Begin

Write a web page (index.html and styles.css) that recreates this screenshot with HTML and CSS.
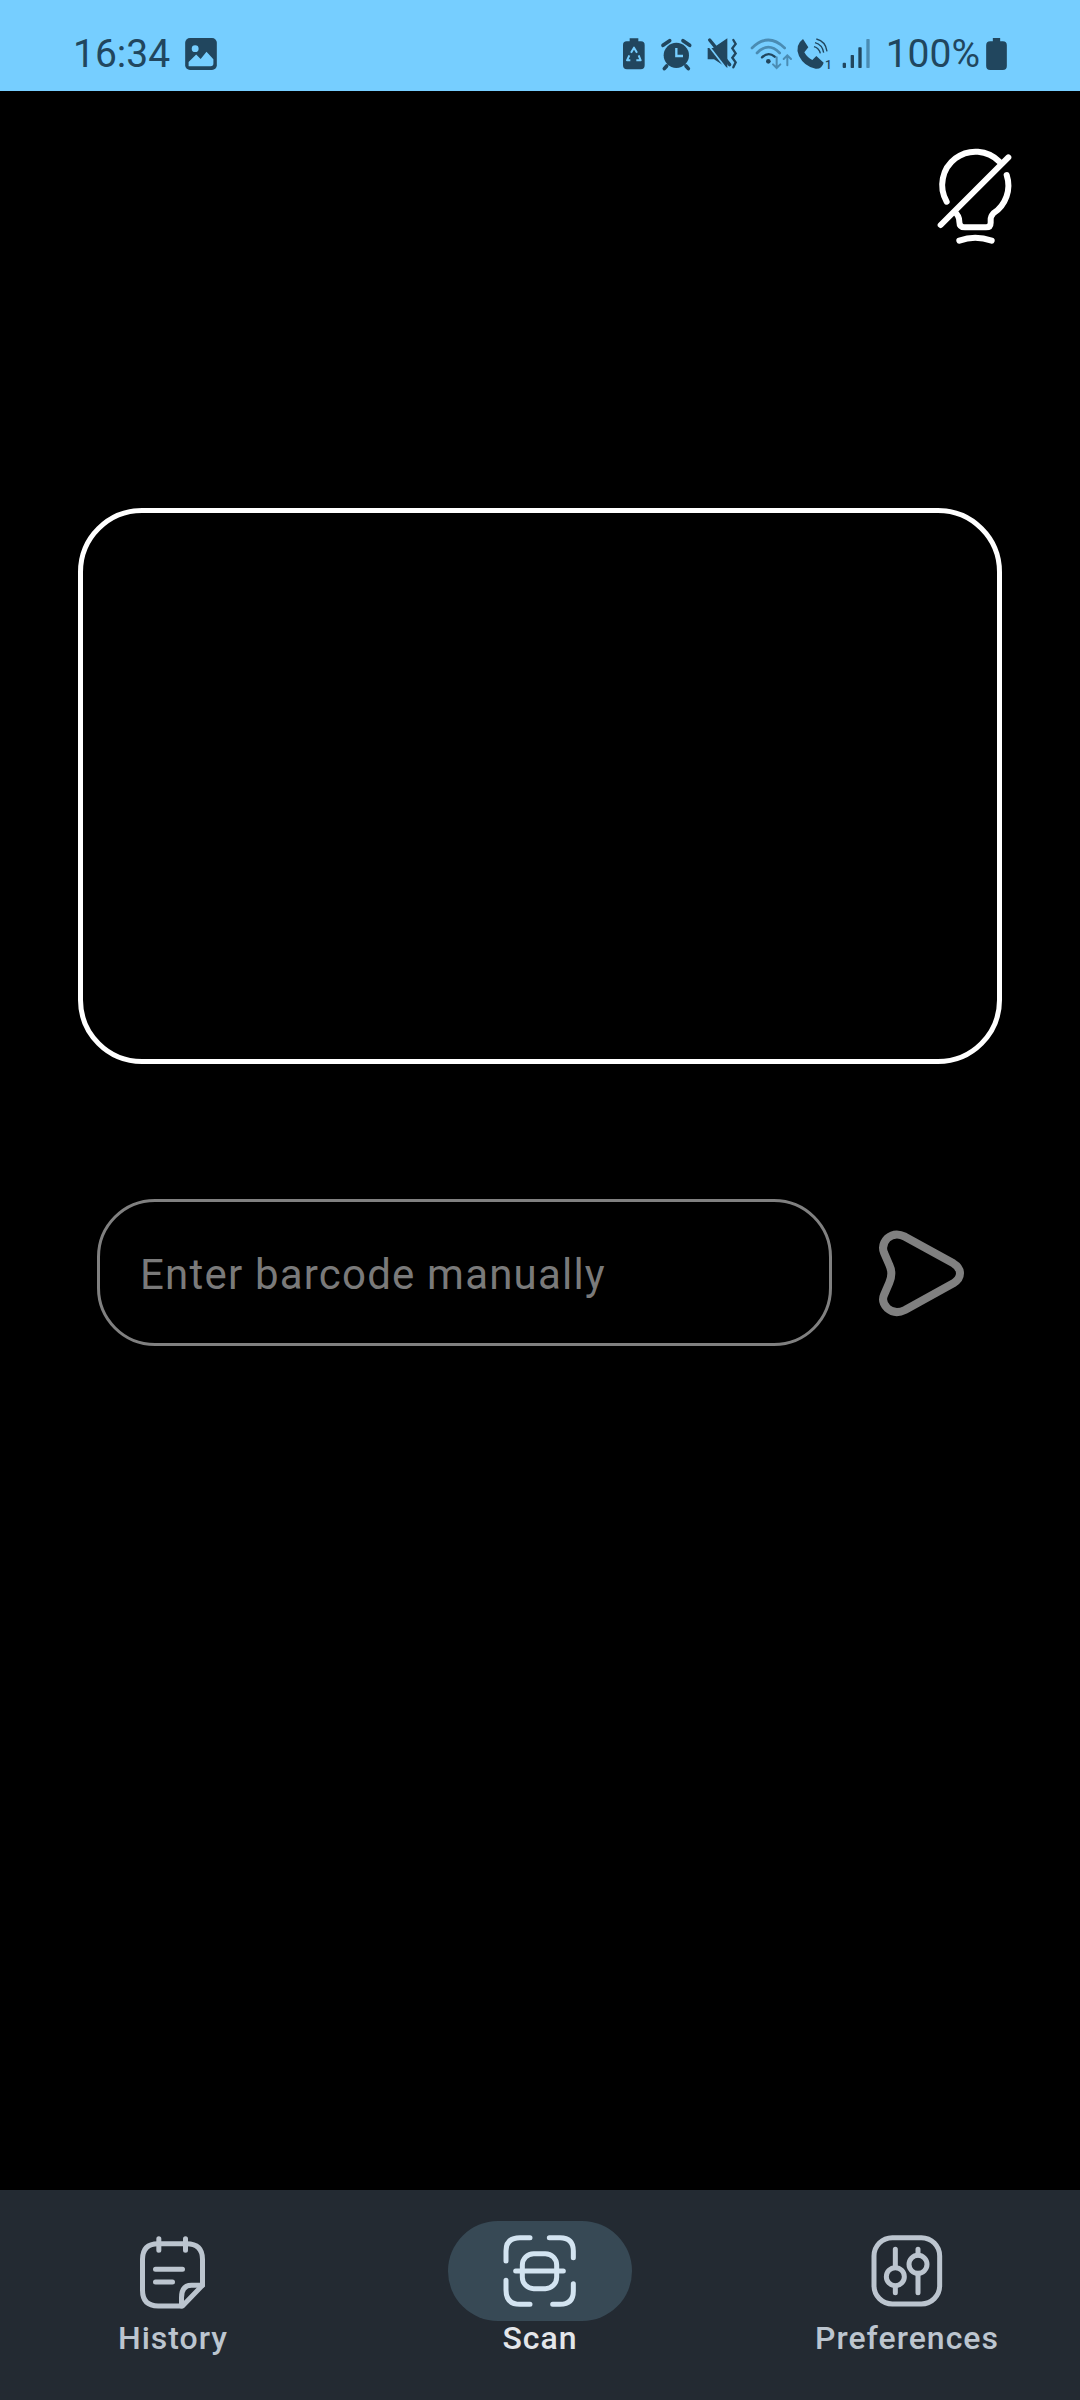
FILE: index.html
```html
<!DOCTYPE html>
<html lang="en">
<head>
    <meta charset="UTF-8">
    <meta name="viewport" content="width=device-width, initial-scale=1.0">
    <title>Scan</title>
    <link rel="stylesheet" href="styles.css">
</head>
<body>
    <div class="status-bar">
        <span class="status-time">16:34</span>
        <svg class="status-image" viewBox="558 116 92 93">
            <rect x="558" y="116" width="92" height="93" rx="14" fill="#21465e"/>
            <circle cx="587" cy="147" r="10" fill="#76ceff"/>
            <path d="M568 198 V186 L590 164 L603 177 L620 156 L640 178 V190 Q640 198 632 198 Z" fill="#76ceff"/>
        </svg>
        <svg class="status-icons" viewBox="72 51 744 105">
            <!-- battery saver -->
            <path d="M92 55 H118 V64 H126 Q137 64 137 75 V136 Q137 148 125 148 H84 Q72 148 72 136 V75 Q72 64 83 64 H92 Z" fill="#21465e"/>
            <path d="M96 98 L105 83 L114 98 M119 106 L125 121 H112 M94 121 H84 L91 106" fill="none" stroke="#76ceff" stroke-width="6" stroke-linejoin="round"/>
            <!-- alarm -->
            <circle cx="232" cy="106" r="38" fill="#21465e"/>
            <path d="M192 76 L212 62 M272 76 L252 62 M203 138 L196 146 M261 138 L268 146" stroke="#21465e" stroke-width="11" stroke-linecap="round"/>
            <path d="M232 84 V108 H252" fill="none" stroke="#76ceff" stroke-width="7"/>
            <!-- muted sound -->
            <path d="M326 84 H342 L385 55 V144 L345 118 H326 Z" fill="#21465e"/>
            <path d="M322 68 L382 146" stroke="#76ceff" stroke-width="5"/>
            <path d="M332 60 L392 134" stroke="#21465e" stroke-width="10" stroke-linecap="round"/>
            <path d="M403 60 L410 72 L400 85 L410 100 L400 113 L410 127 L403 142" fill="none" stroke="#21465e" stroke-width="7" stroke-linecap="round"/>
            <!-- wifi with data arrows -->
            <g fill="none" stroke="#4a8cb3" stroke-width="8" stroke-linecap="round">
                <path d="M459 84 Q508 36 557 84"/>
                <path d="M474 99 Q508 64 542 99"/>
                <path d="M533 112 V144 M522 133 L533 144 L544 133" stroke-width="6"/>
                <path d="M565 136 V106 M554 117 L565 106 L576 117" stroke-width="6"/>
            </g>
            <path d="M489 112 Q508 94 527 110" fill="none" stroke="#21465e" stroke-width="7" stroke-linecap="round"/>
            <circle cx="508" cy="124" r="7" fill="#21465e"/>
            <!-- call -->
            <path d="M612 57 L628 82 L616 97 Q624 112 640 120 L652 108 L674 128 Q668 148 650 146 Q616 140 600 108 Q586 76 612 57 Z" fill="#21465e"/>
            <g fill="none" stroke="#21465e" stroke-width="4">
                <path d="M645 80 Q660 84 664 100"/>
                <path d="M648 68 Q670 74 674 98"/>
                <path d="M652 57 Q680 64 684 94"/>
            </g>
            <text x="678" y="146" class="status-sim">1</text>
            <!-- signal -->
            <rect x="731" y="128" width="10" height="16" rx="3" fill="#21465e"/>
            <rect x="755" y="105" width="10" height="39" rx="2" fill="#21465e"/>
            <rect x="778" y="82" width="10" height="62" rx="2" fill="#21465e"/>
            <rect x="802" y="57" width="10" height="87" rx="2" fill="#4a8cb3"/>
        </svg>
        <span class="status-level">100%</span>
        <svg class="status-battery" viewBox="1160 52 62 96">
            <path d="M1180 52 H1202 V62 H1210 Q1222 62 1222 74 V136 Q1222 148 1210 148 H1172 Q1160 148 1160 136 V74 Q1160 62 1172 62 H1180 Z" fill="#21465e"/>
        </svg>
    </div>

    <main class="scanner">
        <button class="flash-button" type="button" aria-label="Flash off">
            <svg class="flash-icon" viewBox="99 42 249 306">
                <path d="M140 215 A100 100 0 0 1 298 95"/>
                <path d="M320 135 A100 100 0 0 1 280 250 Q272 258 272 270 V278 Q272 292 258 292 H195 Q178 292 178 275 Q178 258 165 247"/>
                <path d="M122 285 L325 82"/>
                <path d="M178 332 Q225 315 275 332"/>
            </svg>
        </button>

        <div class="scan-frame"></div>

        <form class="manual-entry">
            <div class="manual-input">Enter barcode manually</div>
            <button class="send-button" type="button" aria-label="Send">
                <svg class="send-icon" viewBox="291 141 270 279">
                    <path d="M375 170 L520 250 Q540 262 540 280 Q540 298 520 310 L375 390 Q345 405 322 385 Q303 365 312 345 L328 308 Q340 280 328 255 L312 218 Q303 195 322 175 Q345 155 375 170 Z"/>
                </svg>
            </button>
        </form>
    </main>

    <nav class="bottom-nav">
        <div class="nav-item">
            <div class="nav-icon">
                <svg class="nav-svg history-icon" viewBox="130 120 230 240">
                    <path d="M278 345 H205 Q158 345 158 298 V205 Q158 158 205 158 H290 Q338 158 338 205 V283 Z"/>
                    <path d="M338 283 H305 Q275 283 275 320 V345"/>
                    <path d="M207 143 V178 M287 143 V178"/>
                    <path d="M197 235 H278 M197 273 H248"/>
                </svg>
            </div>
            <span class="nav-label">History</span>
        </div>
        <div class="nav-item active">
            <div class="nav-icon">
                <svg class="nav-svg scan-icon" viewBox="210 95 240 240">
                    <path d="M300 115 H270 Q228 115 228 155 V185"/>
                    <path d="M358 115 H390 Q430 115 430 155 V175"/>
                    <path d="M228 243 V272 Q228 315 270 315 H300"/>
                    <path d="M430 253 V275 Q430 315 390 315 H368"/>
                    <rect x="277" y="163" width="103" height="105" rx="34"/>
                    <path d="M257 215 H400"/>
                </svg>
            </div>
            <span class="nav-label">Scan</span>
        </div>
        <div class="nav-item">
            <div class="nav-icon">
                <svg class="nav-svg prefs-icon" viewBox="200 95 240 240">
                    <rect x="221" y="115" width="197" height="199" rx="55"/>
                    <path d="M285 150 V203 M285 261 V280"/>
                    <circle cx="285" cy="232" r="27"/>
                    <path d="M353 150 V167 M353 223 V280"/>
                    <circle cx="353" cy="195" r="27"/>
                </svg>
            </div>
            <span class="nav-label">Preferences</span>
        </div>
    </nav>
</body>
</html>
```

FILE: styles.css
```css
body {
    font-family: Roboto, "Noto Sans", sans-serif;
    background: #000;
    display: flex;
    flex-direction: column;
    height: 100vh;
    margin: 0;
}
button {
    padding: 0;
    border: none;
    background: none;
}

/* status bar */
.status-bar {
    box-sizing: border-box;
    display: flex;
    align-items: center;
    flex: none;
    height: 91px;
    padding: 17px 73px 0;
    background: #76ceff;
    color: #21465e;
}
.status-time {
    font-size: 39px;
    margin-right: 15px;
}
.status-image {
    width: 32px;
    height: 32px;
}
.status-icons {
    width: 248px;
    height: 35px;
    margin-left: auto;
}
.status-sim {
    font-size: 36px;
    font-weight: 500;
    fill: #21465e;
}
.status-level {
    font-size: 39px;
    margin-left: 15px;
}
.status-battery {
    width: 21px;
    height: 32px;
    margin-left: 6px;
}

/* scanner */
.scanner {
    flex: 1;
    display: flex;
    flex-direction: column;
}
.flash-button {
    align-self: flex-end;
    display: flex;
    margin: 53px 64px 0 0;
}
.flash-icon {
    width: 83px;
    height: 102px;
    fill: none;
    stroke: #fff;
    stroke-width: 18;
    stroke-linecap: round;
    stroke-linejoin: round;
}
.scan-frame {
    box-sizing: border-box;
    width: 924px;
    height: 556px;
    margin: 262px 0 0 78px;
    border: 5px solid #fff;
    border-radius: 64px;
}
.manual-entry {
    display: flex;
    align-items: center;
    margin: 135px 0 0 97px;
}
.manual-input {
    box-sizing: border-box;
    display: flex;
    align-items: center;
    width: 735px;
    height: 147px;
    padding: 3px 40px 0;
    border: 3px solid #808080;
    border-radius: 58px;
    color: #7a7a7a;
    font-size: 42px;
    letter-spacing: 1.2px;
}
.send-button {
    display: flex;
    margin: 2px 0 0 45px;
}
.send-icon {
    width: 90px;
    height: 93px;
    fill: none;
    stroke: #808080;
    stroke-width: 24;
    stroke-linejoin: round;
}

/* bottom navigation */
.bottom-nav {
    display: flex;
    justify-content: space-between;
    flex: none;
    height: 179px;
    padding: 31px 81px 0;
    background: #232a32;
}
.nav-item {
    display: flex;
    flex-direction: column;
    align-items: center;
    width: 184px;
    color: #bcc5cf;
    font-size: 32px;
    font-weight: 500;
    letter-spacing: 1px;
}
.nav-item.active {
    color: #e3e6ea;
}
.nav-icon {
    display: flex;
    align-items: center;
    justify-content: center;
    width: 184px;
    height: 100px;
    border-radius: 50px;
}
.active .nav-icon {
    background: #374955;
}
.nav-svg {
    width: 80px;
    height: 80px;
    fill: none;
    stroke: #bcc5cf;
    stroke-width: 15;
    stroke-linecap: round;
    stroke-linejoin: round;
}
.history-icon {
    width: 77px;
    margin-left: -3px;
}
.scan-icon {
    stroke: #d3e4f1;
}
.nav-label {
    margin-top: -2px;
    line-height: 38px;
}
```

End

- Aim of the exercise: Write out every line of the preceding listing that contains "index".

- Result of the task:
Write a web page (index.html and styles.css) that recreates this screenshot with HTML and CSS.
FILE: index.html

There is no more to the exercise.